Experts sniped at Ms. Fawcett's "beautiful smile" commercials and snickered at her emotive "depth" in Charley's Angels. However, she was indisputably a TV-film star for a few years. Young girls tried to be like her. She was a glamorous role model, as well as something of a feminist in the sense of being an action heroine. She and her Angel peers were doing things that were once exclusively the film turf of men. They were "kicking bad-guys' asses." They may have looked like angels but they behaved with the instincts of lionesses. Charley ate well because of them, and Farrah Fawcett was the leader of the pack. In life she was a heroine all the way.
Most Americans watched Michael Jackson from his "little bitty bundle of energy" days to his apparent self-exile to Arabia near the end of his days. More than any other entertainment star by far, Michael Jackson had a split public image. Few would ever criticize his performances on stage or video. He was multi-media, when multi-media wasn't even cool. With the exception of Big Screen musicals, no one in the music business had exploited the possibilities as Michael Jackson did. Elvis had arrived about the time that Dick Clark and others were just introducing video to the Rock-n-Roll scene. Ed Sullivan and others allowed TV cameras to "catch" a suddenly famous singer or group, including both Elvis Presley and the Beatles.
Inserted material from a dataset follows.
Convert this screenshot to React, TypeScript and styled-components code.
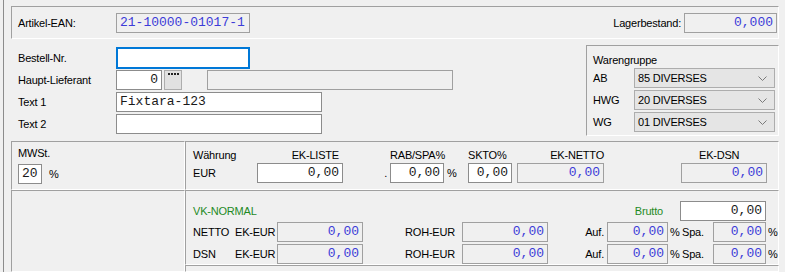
import styled, { createGlobalStyle } from "styled-components";

const BLUE = "#3c3cd8";
const GREEN = "#1f8a1f";

const GlobalStyle = createGlobalStyle`
  body {
    margin: 0;
    background: #f0f0f0;
    font-family: "Liberation Sans", Arial, sans-serif;
    font-size: 11px;
    letter-spacing: -0.2px;
    color: #000;
  }
`;

const Window = styled.div`
  box-sizing: border-box;
  width: 782px;
  height: 272px;
  margin-left: 3px;
  padding: 6px 0 0 7px;
  border-left: 1px solid #8c8c8c;
  overflow: hidden;
`;

// sunken frame as the old win32 group boxes draw it
const Etched = styled.div`
  box-sizing: border-box;
  border-top: 1px solid #a0a0a0;
  border-left: 1px solid #a0a0a0;
  border-bottom: 1px solid #fff;
  border-right: 1px solid #fff;
`;

const HeaderPanel = styled(Etched)`
  width: 768px;
  height: 33px;
  display: flex;
  align-items: center;
  padding: 0 1px 0 6px;
`;

const Label = styled.span<{ $w?: number; $align?: "left" | "right"; $pl?: number; $pr?: number; $color?: string; $auto?: boolean }>`
  box-sizing: border-box;
  flex: none;
  display: inline-block;
  width: ${(p) => (p.$w ? `${p.$w}px` : "auto")};
  margin-left: ${(p) => (p.$auto ? "auto" : "0")};
  padding-left: ${(p) => p.$pl ?? 0}px;
  padding-right: ${(p) => p.$pr ?? 0}px;
  text-align: ${(p) => p.$align ?? "left"};
  color: ${(p) => p.$color ?? "#000"};
  white-space: nowrap;
`;

const Field = styled.div<{ $w: number; $h?: number; $ro?: boolean; $blue?: boolean; $left?: boolean; $focus?: boolean; $ml?: number }>`
  box-sizing: border-box;
  flex: none;
  width: ${(p) => p.$w}px;
  height: ${(p) => p.$h ?? 20}px;
  margin-left: ${(p) => p.$ml ?? 0}px;
  border: ${(p) => (p.$focus ? "2px solid #0078d7" : `1px solid ${p.$ro ? "#a0a0a0" : "#8c8c8c"}`)};
  background: ${(p) => (p.$ro ? "#f0f0f0" : "#fff")};
  color: ${(p) => (p.$blue ? BLUE : "#1a1a1a")};
  font-family: "Liberation Mono", "Courier New", monospace;
  font-size: 13px;
  letter-spacing: 0;
  line-height: 18px;
  padding: 0 3px 0 3px;
  text-align: ${(p) => (p.$left ? "left" : "right")};
  white-space: nowrap;
  overflow: hidden;
`;

const MiddleSection = styled.div`
  box-sizing: border-box;
  width: 768px;
  height: 102px;
  padding-top: 6px;
  display: flex;
  justify-content: space-between;
  align-items: flex-start;
`;

const Form = styled.div`
  margin: 2px 0 0 7px;
  display: flex;
  flex-direction: column;
`;

const FormRow = styled.div`
  height: 22px;
  display: flex;
  align-items: center;
`;

const DotsButton = styled.div`
  box-sizing: border-box;
  flex: none;
  width: 18px;
  height: 20px;
  margin-left: 2px;
  padding-top: 2px;
  background: #e1e1e1;
  border: 1px solid #adadad;
  display: flex;
  justify-content: center;
  align-items: flex-start;
`;

const GroupBox = styled(Etched)`
  width: 193px;
  height: 91px;
  padding: 8px 3px 0 6px;
`;

const GroupTitle = styled.div`
  line-height: 13px;
`;

const ComboRow = styled.div`
  height: 22px;
  display: flex;
  align-items: center;
`;

const Combo = styled.div`
  box-sizing: border-box;
  width: 141px;
  height: 20px;
  border: 1px solid #adadad;
  background: #e5e5e5;
  display: flex;
  align-items: center;
  justify-content: space-between;
  padding: 0 7px 0 3px;
`;

const BottomGrid = styled.div`
  width: 768px;
  height: 131px;
  display: grid;
  grid-template-columns: 174px 594px;
  grid-template-rows: 49px 75px 1fr;
`;

const MwstCell = styled(Etched)`
  padding: 5px 0 0 6px;
`;

const EmptyCell = styled(Etched)`
  grid-row: 2 / 4;
`;

const PurchaseCell = styled(Etched)`
  padding: 7px 0 0 7px;
  display: flex;
`;

const VkCell = styled(Etched)`
  padding: 10px 12px 0 7px;
`;

const InlineRow = styled.div<{ $mb?: number }>`
  height: 20px;
  line-height: 20px;
  margin-bottom: ${(p) => p.$mb ?? 0}px;
  display: flex;
  align-items: center;
`;

const Col = styled.div<{ $w: number; $ml?: number }>`
  flex: none;
  width: ${(p) => p.$w}px;
  margin-left: ${(p) => p.$ml ?? 0}px;
  display: flex;
  flex-direction: column;
`;

const ColHead = styled.div<{ $align?: "left" | "right"; $pl?: number; $pr?: number }>`
  height: 14px;
  line-height: 13px;
  white-space: nowrap;
  text-align: ${(p) => p.$align ?? "left"};
  padding-left: ${(p) => p.$pl ?? 0}px;
  padding-right: ${(p) => p.$pr ?? 0}px;
`;

const ColBody = styled.div<{ $align?: "left" | "right"; $pl?: number; $pr?: number }>`
  height: 20px;
  line-height: 20px;
  white-space: nowrap;
  text-align: ${(p) => p.$align ?? "left"};
  padding-left: ${(p) => p.$pl ?? 0}px;
  padding-right: ${(p) => p.$pr ?? 0}px;
`;

const Chevron = () => (
  <svg width="9" height="5" viewBox="0 0 9 5">
    <polyline points="0.5,0.5 4.5,4.5 8.5,0.5" fill="none" stroke="#7a7a7a" strokeWidth="1" />
  </svg>
);

const Dots = () => (
  <svg width="11" height="2" viewBox="0 0 11 2">
    {[0, 3, 6, 9].map((x) => (
      <rect key={x} x={x} y="0" width="2" height="2" fill="#222" />
    ))}
  </svg>
);

const warengruppen = [
  { key: "AB", value: "85 DIVERSES" },
  { key: "HWG", value: "20 DIVERSES" },
  { key: "WG", value: "01 DIVERSES" },
];

const vkRows = [
  { name: "NETTO", mb: 2 },
  { name: "DSN", mb: 0 },
];

export default function App() {
  return (
    <>
      <GlobalStyle />
      <Window>
        <HeaderPanel>
          <Label $w={98}>Artikel-EAN:</Label>
          <Field $w={134} $ro $blue $left>
            21-10000-01017-1
          </Field>
          <Label $auto>Lagerbestand:</Label>
          <Field $w={93} $ro $blue $ml={3}>
            0,000
          </Field>
        </HeaderPanel>

        <MiddleSection>
          <Form>
            <FormRow>
              <Label $w={98}>Bestell-Nr.</Label>
              <Field $w={134} $h={22} $focus $left />
            </FormRow>
            <FormRow>
              <Label $w={98}>Haupt-Lieferant</Label>
              <Field $w={46}>0</Field>
              <DotsButton>
                <Dots />
              </DotsButton>
              <Field $w={246} $ro $ml={25} />
            </FormRow>
            <FormRow>
              <Label $w={98}>Text 1</Label>
              <Field $w={206} $left>
                Fixtara-123
              </Field>
            </FormRow>
            <FormRow>
              <Label $w={98}>Text 2</Label>
              <Field $w={206} $left />
            </FormRow>
          </Form>

          <GroupBox>
            <GroupTitle>Warengruppe</GroupTitle>
            {warengruppen.map((w) => (
              <ComboRow key={w.key}>
                <Label $w={41}>{w.key}</Label>
                <Combo>
                  <span>{w.value}</span>
                  <Chevron />
                </Combo>
              </ComboRow>
            ))}
          </GroupBox>
        </MiddleSection>

        <BottomGrid>
          <MwstCell>
            <ColHead>MWSt.</ColHead>
            <InlineRow style={{ marginTop: 3 }}>
              <Field $w={24} $left>
                20
              </Field>
              <Label $pl={7}>%</Label>
            </InlineRow>
          </MwstCell>

          <PurchaseCell>
            <Col $w={64}>
              <ColHead>Währung</ColHead>
              <ColBody>EUR</ColBody>
            </Col>
            <Col $w={86}>
              <ColHead $align="right" $pr={4}>
                EK-LISTE
              </ColHead>
              <Field $w={86}>0,00</Field>
            </Col>
            <Col $w={47}>
              <ColHead />
              <ColBody $align="right" $pr={3}>
                .
              </ColBody>
            </Col>
            <Col $w={54}>
              <ColHead>RAB/SPA%</ColHead>
              <Field $w={54}>0,00</Field>
            </Col>
            <Col $w={24}>
              <ColHead />
              <ColBody $pl={3}>%</ColBody>
            </Col>
            <Col $w={44}>
              <ColHead>SKTO%</ColHead>
              <Field $w={44}>0,00</Field>
            </Col>
            <Col $w={87} $ml={5}>
              <ColHead $align="right">EK-NETTO</ColHead>
              <Field $w={87} $ro $blue>
                0,00
              </Field>
            </Col>
            <Col $w={86} $ml={77}>
              <ColHead $pl={18}>EK-DSN</ColHead>
              <Field $w={86} $ro $blue>
                0,00
              </Field>
            </Col>
          </PurchaseCell>

          <EmptyCell />

          <VkCell>
            <InlineRow $mb={1}>
              <Label $color={GREEN}>VK-NORMAL</Label>
              <Label $auto $color={GREEN}>
                Brutto
              </Label>
              <Field $w={86} $ml={17}>
                0,00
              </Field>
            </InlineRow>
            {vkRows.map((r) => (
              <InlineRow key={r.name} $mb={r.mb}>
                <Label $w={42}>{r.name}</Label>
                <Label $w={42} $align="right" $pr={2}>
                  EK-EUR
                </Label>
                <Field $w={86} $ro $blue>
                  0,00
                </Field>
                <Label $w={99} $align="right" $pr={7}>
                  ROH-EUR
                </Label>
                <Field $w={86} $ro $blue>
                  0,00
                </Field>
                <Label $w={59} $align="right" $pr={3}>
                  Auf.
                </Label>
                <Field $w={61} $ro $blue>
                  0,00
                </Field>
                <Label $w={13} $pl={2}>
                  %
                </Label>
                <Label $w={32} $pl={1}>
                  Spa.
                </Label>
                <Field $w={53} $ro $blue>
                  0,00
                </Field>
                <Label $pl={2}>%</Label>
              </InlineRow>
            ))}
          </VkCell>

          <Etched />
        </BottomGrid>
      </Window>
    </>
  );
}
TV programs might include the Grand Ole Opry or the like.
Elvis, the Beatles and a scattering of others made movies, whose purpose was to exploit their singing fame. I believe that Michael Jackson was the first to turn the tables and to exploit the format, rather than the format exploiting him. His Thrilla album struck me and many others at the time as sensational and mesmerizing. His introduction of the "moon walk" caught everyone watching in disbelief. It was a very modest piece of revolutionary showmanship, something akin to Fred Astaire's "dancing on walls & ceilings." It was - shall we say - unexpected.
Great talent is not necessarily predictive of the character of a person. Michael Jackson existed it seems as a haunted, neurotic Othello, loving not wisely but too well. He undoubtedly had his share of Iagos proffering him advice, as well. The media, acting in the stead of the worst instincts of humanity, focused on the "Achilles' heel" of the entertainment hero, their eyes glazed and nostrils flared with the scent of blood. The more they saw him soft as a deer, the more they keened to the hunt. Problems with health and wealth by Michael Jackson only added to this media's sense of his vulnerability to attack. Heroes aren't meant to fail. Failures and foibles ascribed to Michael Jackson gave the talentless but solid citizenry an opportunity to patronage the "King of Pop."
If the media can be said to represent the general perception of the people and if the people "loved" Michael Jackson, then it might be said that they, using the words of Oscar Wilde, "killed the thing they loved."
It is a fact of the heavenly universe that even stars must die.